Following the Assumption, the notes will be guaranteed, jointly and severally, by each existing and future restricted subsidiary of PGTI that guarantees PGTI’s existing senior secured credit facility.

The notes and related guarantees are being offered only to qualified institutional buyers under Rule 144A of the Securities Act, and in transactions outside the United States under Regulation S of the Securities Act. The notes have not been, and will not be, registered under the Securities Act and may not be offered or sold in the United States absent registration or an applicable exemption from, or in a transaction not subject to, the registration requirements of the Securities Act and other applicable securities laws.

This press release does not constitute an offer to sell or the solicitation of an offer to buy, nor shall there be any sale of the notes in any jurisdiction in which such offer, solicitation or sale would be unlawful prior to registration or qualification under the securities laws of any such jurisdiction. This notice is being issued pursuant to and in accordance with Rule 135c under the Act.

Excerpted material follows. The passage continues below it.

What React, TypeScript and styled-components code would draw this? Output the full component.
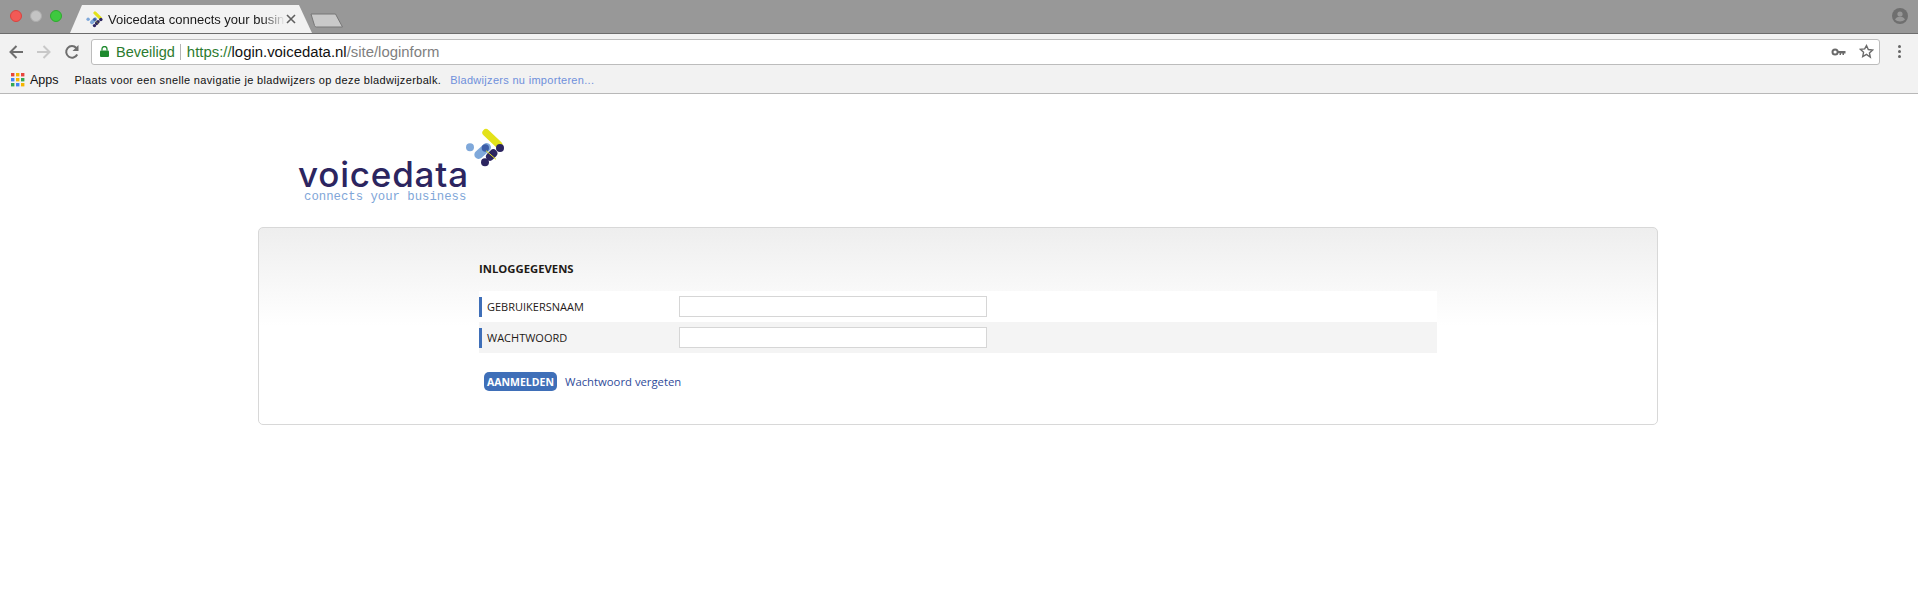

Forward-Looking Statements

This press release contains “forward-looking statements” within the meaning of Section 21E of the Securities Exchange Act of 1934 (the “Exchange Act”) and the Private Securities Litigation Reform Act of 1995. These “forward-looking statements” involve risks and uncertainties which could cause actual results to differ materially from those contained in the forward-looking statements. Such forward-looking statements generally can be identified by the use of forward- looking terminology, such as “may,” “expect,” “expectations,” “outlook,” “forecast,” “guidance,” “intend,” “believe,” “could,” “project,” “estimate,” “anticipate,” “should” and similar terminology. These risks and uncertainties include factors such as:

 

   

market conditions and our ability to consummate the expected offering of senior unsecured notes on the terms or timeline currently contemplated, or at all;

 

   

our ability to consummate the Western Window Acquisition on the terms or timeline currently contemplated, or at all;

 

   

the ability to successfully integrate the Western Window Systems operations into our existing operations and the diversion of management’s attention from ongoing business and regular business responsibilities to effect such integration;

 

   

the effects of increased expenses or unanticipated liabilities incurred as a result of, or due to activities related to, the Western Window Acquisition;

 

   

the risk that the anticipated cost savings, synergies, revenue enhancement strategies and other benefits from the Western Window Acquisition may not be fully realized or may take longer to realize than expected or that our actual integration costs may exceed our estimates;


   

disruption from the Western Window Acquisition making it more difficult to maintain relationships with customers or suppliers of Western Window Systems;

 

   

our level of indebtedness, which will increase in connection with the expected offering of senior unsecured notes;

 

   

adverse changes in new home starts and home repair and remodeling trends, especially in the state of Florida, where the substantial portion of our sales are currently generated and are expected to continue to be generated after the consummation of the Western Window Acquisition, and in the western United States, where the substantial portion of Western Window Systems’ sales are generated;

 

   

macroeconomic conditions in Florida, where the substantial portion of our sales are currently generated, and in California, Texas, Arizona, Nevada, Colorado, Oregon, Washington and Hawaii, where the substantial portion of the sales of Western Window Systems are currently generated, and in the U.S. generally;

 

   

raw material prices, especially for aluminum, glass and vinyl, including, price increases due to the implementation of tariffs and other trade-related restrictions;

 

   

our dependence on a limited number of suppliers for certain of our key materials, including the suppliers of Western Window Systems following the consummation of the Western Window Acquisition;

 

   

sales fluctuations to and changes in our relationships with key customers, including the customers of Western Window Systems following the consummation of the Western Window Acquisition;

 

   

in addition to the Western Window Acquisition, our ability to successfully integrate businesses we may acquire, or that any business we acquire may not perform as we expected at the time we acquired it;

 

   

transportation costs increases, including due to increases in fuel prices;

 

   

our dependence on our impact-resistant product lines and, after the consummation of the Western Window Acquisition, contemporary indoor/outdoor window and door systems, and on consumer preferences for those types and styles of products;

 

   

product liability and warranty claims brought against us;

 

   

federal, state and local laws and regulations, including unfavorable changes in local building codes and environmental and energy code regulations;

 

   

our dependence on our limited number of geographically concentrated manufacturing facilities;

 

   

risks associated with our information technology systems, including cybersecurity-related risks, such as unauthorized intrusions into our systems by “hackers” and theft of data and information from our systems, and the risks that our information technology systems, and those of Western Window Systems following the Western Window Acquisition, do not function as intended or experience temporary or long-term failures to perform as intended; and

 

   

the other risks and uncertainties discussed in our other filings with the SEC.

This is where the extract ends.